### Information provided
------
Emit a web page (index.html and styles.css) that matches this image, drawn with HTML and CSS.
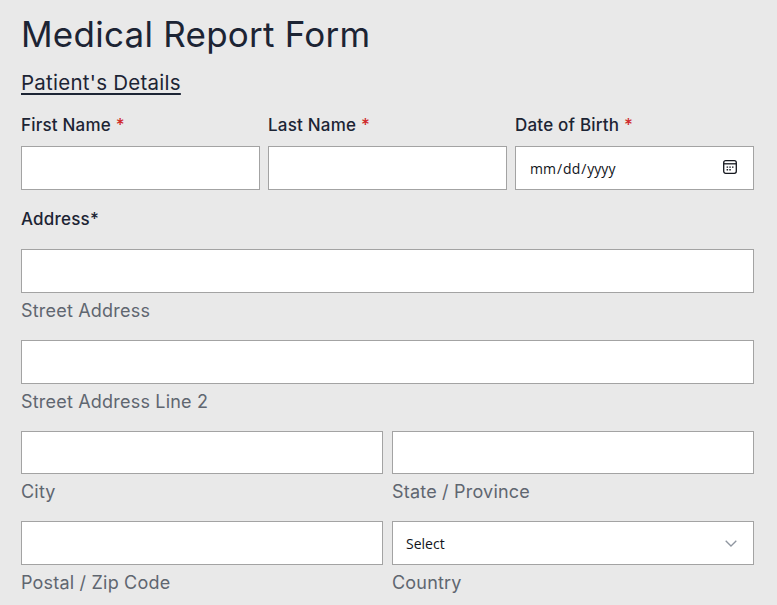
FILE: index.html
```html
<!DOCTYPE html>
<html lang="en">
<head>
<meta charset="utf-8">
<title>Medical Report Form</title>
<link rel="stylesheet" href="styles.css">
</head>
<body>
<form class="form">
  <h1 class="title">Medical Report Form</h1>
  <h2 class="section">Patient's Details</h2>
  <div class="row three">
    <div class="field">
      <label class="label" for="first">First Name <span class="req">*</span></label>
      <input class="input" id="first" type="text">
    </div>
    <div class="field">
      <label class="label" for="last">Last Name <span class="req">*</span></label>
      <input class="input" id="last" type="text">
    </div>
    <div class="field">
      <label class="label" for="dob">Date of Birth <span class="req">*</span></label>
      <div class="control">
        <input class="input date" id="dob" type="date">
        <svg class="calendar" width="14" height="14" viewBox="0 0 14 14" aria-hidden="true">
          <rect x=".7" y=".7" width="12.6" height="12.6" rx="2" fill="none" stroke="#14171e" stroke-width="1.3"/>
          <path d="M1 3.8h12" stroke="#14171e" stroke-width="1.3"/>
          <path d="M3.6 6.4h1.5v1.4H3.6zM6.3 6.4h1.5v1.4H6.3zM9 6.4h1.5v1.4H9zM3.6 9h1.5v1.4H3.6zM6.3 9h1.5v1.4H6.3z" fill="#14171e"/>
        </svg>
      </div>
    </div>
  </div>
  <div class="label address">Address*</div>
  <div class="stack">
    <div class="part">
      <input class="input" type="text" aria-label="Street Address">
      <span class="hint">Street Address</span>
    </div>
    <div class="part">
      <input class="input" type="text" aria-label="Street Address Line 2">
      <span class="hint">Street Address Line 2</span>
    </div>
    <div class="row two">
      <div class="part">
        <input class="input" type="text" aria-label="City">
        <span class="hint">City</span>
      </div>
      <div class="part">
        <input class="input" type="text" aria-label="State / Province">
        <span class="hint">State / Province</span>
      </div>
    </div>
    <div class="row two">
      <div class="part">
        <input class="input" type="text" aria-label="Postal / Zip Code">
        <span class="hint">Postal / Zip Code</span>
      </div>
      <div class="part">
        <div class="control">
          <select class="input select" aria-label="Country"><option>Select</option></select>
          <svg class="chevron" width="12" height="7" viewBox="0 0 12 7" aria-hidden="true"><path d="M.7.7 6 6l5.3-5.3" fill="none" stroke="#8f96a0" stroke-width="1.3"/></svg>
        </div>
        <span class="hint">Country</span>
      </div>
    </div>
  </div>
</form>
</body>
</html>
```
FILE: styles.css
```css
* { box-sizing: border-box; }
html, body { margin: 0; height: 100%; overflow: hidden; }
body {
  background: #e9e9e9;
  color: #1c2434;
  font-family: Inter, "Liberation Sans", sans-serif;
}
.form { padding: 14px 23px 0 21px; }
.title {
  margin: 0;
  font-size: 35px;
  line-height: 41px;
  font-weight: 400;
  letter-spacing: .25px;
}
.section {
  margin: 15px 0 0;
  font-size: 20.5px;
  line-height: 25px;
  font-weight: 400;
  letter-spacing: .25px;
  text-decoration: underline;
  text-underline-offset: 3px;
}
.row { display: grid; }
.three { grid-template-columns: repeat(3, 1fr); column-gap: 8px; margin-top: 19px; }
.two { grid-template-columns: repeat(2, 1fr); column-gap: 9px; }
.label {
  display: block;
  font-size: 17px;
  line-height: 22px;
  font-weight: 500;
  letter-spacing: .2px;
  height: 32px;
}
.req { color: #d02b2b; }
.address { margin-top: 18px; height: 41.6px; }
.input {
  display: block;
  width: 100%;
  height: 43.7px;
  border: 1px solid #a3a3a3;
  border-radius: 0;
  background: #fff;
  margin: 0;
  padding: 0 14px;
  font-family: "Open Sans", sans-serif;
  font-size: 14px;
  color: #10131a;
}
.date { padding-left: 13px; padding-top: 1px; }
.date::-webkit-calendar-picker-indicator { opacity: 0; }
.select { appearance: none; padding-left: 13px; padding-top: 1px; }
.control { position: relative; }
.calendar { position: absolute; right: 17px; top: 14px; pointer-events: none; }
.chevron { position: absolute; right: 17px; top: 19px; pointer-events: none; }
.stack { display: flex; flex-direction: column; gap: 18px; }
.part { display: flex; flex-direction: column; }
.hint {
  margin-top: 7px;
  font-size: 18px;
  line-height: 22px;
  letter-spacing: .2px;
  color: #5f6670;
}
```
------
### Stated exercise
All the lines above are to be reproduced exactly, except the pictures.

### The reply
Emit a web page (index.html and styles.css) that matches this image, drawn with HTML and CSS.
FILE: index.html
```html
<!DOCTYPE html>
<html lang="en">
<head>
<meta charset="utf-8">
<title>Medical Report Form</title>
<link rel="stylesheet" href="styles.css">
</head>
<body>
<form class="form">
  <h1 class="title">Medical Report Form</h1>
  <h2 class="section">Patient's Details</h2>
  <div class="row three">
    <div class="field">
      <label class="label" for="first">First Name <span class="req">*</span></label>
      <input class="input" id="first" type="text">
    </div>
    <div class="field">
      <label class="label" for="last">Last Name <span class="req">*</span></label>
      <input class="input" id="last" type="text">
    </div>
    <div class="field">
      <label class="label" for="dob">Date of Birth <span class="req">*</span></label>
      <div class="control">
        <input class="input date" id="dob" type="date">
        <svg class="calendar" width="14" height="14" viewBox="0 0 14 14" aria-hidden="true">
          <rect x=".7" y=".7" width="12.6" height="12.6" rx="2" fill="none" stroke="#14171e" stroke-width="1.3"/>
          <path d="M1 3.8h12" stroke="#14171e" stroke-width="1.3"/>
          <path d="M3.6 6.4h1.5v1.4H3.6zM6.3 6.4h1.5v1.4H6.3zM9 6.4h1.5v1.4H9zM3.6 9h1.5v1.4H3.6zM6.3 9h1.5v1.4H6.3z" fill="#14171e"/>
        </svg>
      </div>
    </div>
  </div>
  <div class="label address">Address*</div>
  <div class="stack">
    <div class="part">
      <input class="input" type="text" aria-label="Street Address">
      <span class="hint">Street Address</span>
    </div>
    <div class="part">
      <input class="input" type="text" aria-label="Street Address Line 2">
      <span class="hint">Street Address Line 2</span>
    </div>
    <div class="row two">
      <div class="part">
        <input class="input" type="text" aria-label="City">
        <span class="hint">City</span>
      </div>
      <div class="part">
        <input class="input" type="text" aria-label="State / Province">
        <span class="hint">State / Province</span>
      </div>
    </div>
    <div class="row two">
      <div class="part">
        <input class="input" type="text" aria-label="Postal / Zip Code">
        <span class="hint">Postal / Zip Code</span>
      </div>
      <div class="part">
        <div class="control">
          <select class="input select" aria-label="Country"><option>Select</option></select>
          <svg class="chevron" width="12" height="7" viewBox="0 0 12 7" aria-hidden="true"><path d="M.7.7 6 6l5.3-5.3" fill="none" stroke="#8f96a0" stroke-width="1.3"/></svg>
        </div>
        <span class="hint">Country</span>
      </div>
    </div>
  </div>
</form>
</body>
</html>
```
FILE: styles.css
```css
* { box-sizing: border-box; }
html, body { margin: 0; height: 100%; overflow: hidden; }
body {
  background: #e9e9e9;
  color: #1c2434;
  font-family: Inter, "Liberation Sans", sans-serif;
}
.form { padding: 14px 23px 0 21px; }
.title {
  margin: 0;
  font-size: 35px;
  line-height: 41px;
  font-weight: 400;
  letter-spacing: .25px;
}
.section {
  margin: 15px 0 0;
  font-size: 20.5px;
  line-height: 25px;
  font-weight: 400;
  letter-spacing: .25px;
  text-decoration: underline;
  text-underline-offset: 3px;
}
.row { display: grid; }
.three { grid-template-columns: repeat(3, 1fr); column-gap: 8px; margin-top: 19px; }
.two { grid-template-columns: repeat(2, 1fr); column-gap: 9px; }
.label {
  display: block;
  font-size: 17px;
  line-height: 22px;
  font-weight: 500;
  letter-spacing: .2px;
  height: 32px;
}
.req { color: #d02b2b; }
.address { margin-top: 18px; height: 41.6px; }
.input {
  display: block;
  width: 100%;
  height: 43.7px;
  border: 1px solid #a3a3a3;
  border-radius: 0;
  background: #fff;
  margin: 0;
  padding: 0 14px;
  font-family: "Open Sans", sans-serif;
  font-size: 14px;
  color: #10131a;
}
.date { padding-left: 13px; padding-top: 1px; }
.date::-webkit-calendar-picker-indicator { opacity: 0; }
.select { appearance: none; padding-left: 13px; padding-top: 1px; }
.control { position: relative; }
.calendar { position: absolute; right: 17px; top: 14px; pointer-events: none; }
.chevron { position: absolute; right: 17px; top: 19px; pointer-events: none; }
.stack { display: flex; flex-direction: column; gap: 18px; }
.part { display: flex; flex-direction: column; }
.hint {
  margin-top: 7px;
  font-size: 18px;
  line-height: 22px;
  letter-spacing: .2px;
  color: #5f6670;
}
```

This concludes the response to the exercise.